Com o fim do sistema feudal e o crescimento das cidades, este modelo foi adotado pelas novas classes dirigentes: alimentos refinados e ricos para os nobres; alimentos simples para os camponeses. Feijões e cereais eram comidos por ambos, embora os camponeses subsistissem neles. E talvez aí tenha começado a ideia das leguminosas como sendo a “carne dos pobres”.

Na era moderna, foi introduzida uma vasta onda de novos alimentos importados das Américas, incluindo uma nova espécie de feijão (Phaseolus vulgaris), para além do feijão-frade que já tinha cá chegado, vindo de África. O feijão do Novo Mundo tornou-se rapidamente predominante na dieta europeia.

Guerras e epidemias tornaram os alimentos escassos, e o valor nutricional das leguminosas desempenhou um papel central para a subsistência dos pobres. Quando o trigo se tornou escasso, o uso de leguminosas secas salvou vidas: muitas populações viviam (e prosperavam) em sopas de feijão, farinata de grão-de-bico (um tipo de panqueca saborosa) e até as utilizavam para fazer pão.

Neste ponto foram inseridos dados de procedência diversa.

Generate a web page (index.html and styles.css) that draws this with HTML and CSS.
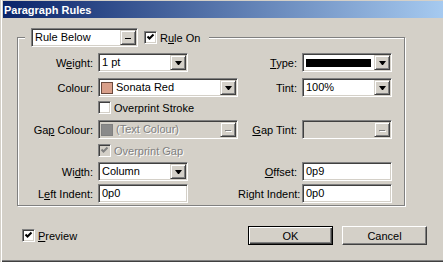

Até ao início do século XX, as leguminosas continuaram a ser consumidas pelas classes sociais mais humildes, e o desenvolvimento industrial mudou a forma como as pessoas comiam. O trigo passou a predominar em detrimento de outros cereais e das leguminosas. Em média, na Europa, o consumo de leguminosas por pessoa caiu de cerca de 10/20 kg por ano na segunda década do século XX para 2/4 kg por ano em meados do século XX.

Os avanços sociais pós-Segunda Guerra, o bem-estar económico, a industrialização e a migração maciça para as cidades, mais uma vez mudaram a alimentação, especialmente porque os alimentos refinados começaram a ficar mais disponíveis e acessíveis.

Hoje, porém, as leguminosas voltaram a ser uma parte vital da dieta europeia, já não ligada à conotação histórica de alimentos "pobres".

No dia 10 de fevereiro celebramos o Dia Mundial das Leguminosas. As leguminosas são agora apreciadas pelas suas qualidades saudáveis, e pelo desejo de comer em harmonia com a terra (dieta à base de plantas, etc.).

Vejo a Europa e os portugueses como estando na vanguarda da segurança alimentar, da qualidade dos produtos alimentares que disponibilizam aos seus cidadãos, e da possibilidade de voltarmos a dar às leguminosas o seu símbolo de sobriedade, saúde, e equilíbrio do ecossistema.